Bad questions: “Why did you pay me less?” or “Is my gratuity correct?” These ask for an opinion. RTI is for records and figures
, not opinions. Ask for the documents; the wrong figure will show itself.
===== Common mistakes to avoid =====
* Filing RTI against a private employer.
It will be rejected. RTI goes to the PAO for government servants, and to the Labour Commissioner's office for private-sector filings.
* Mixing the ceilings.
The Rs 25 lakh ceiling is only for Central Government and All India Services from 01 January 2024. The private-sector ceiling under the Payment of Gratuity Act is still Rs 20 lakh.
* Forgetting the 240-day rule.
If you completed 4 years and worked 240 days in the 5th year, you are likely eligible. Many employers deny gratuity claiming 5 full years are needed.
* Letting the company quote a “voluntary scheme” to cut your statutory share.
*Beed District Central Cooperative Bank* says a better voluntary scheme replaces the statutory minimum — it does not let the employer pay you less than the Act.
* Treating forfeiture as automatic.
*Union Bank of India v. C.G. Ajay Babu* says dismissal does not auto-forfeit gratuity; the Section 4(6) process must be followed.
* Waiting too long.
The Controlling Authority claim in Form N has a 90-day window. The first RTI appeal has a 30-day window. Miss them and you lose the cheap route.
===== Pair RTI with these =====
* If your pension
was fixed wrongly alongside gratuity, file a parallel RTI for pension fixation — see Pension fixation RTI.

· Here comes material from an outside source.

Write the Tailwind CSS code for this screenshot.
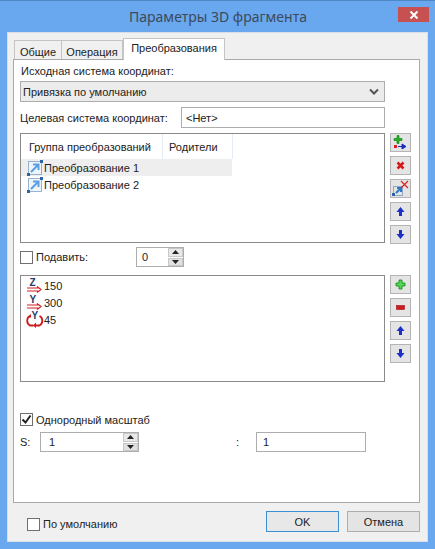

* If your gratuity is held up and your pension itself is delayed
, see Pension delay RTI for the delay-focused ask-list.
* If your service record itself is in dispute — say the employer denies your joining date — get the service certificate and service book first, because service years drive the whole calculation.
===== Sources =====
- Payment of Gratuity Act 1972 — Sections 2A, 4 and 7 (clc.gov.in full text).
- Payment of Gratuity (Central) Rules 1972 — Forms I, J, K, L, M, N, T (thc.nic.in).
- Jeewanlal (1929) Ltd. v. Appellate Authority, (1984) 4 SCC 296 — origin of the 15/26 formula (indiankanoon.org/doc/501017/).
- Beed District Central Co-operative Bank Ltd. v. State of Maharashtra, (2006) 8 SCC 514 — voluntary scheme versus statutory ceiling (ibclaw.in).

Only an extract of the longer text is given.